Faceted search for DBLP bibliographic data

June 29th, 2007

DBLPMichael Ley started DBLP in 1993 as an experiment in providing Web access to bibliographic information on database systems and logic programming using the then new Web infrastructure. Over the past 14 years it has grown to be an important resource for Computer Science with high quality information on more than 900K articles from selected journals and conferences across the discipline. To reflect the broader scope, its acronym is now taken to stand for Digital Bibliography and Library Project. (Btw, it has always seemed ironic to me that the DBLP data is not stored in a database system, but rather in a large collection of files glued together by a set of scripts — sort of like the Universe.).

DBLP is also been a great dataset for many research projects since its information can be freely downloaded as an XML document (a big one!). For example, our research group has used it for data mining, visualization, social networking, and some semantic web work.

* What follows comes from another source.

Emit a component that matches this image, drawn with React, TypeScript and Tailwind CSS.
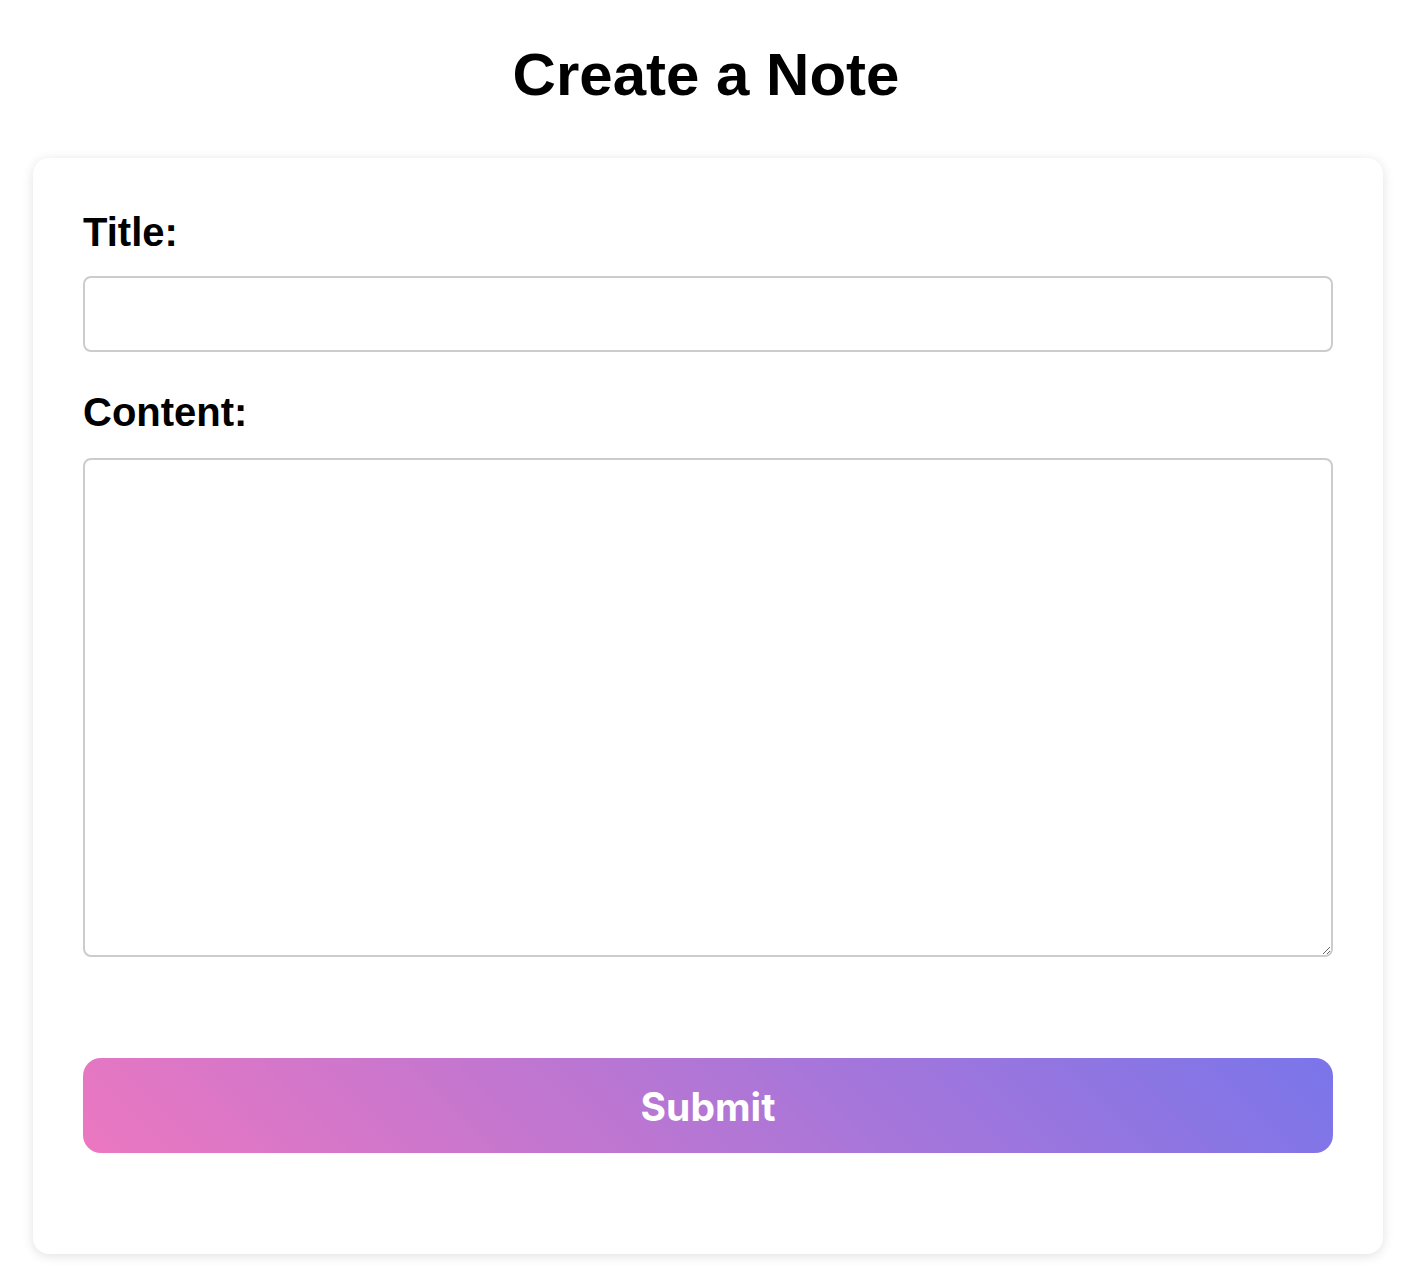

The L3S Research Center at University of Hannover has a new DBLP faceted search service that lets users do keyword searches over all of the metadata and also supports more elaborate navigational access to the collection. Searchers can restrict queries by topic, where paper topic keywords are automatically generated using “higher-order co-occurrences of author keywords”. The system uses a novel Semantic GrowBag algorithm that uses the “structure of the semantic network induced by the usage of keywords over the document corpus”.

This looks quite useful.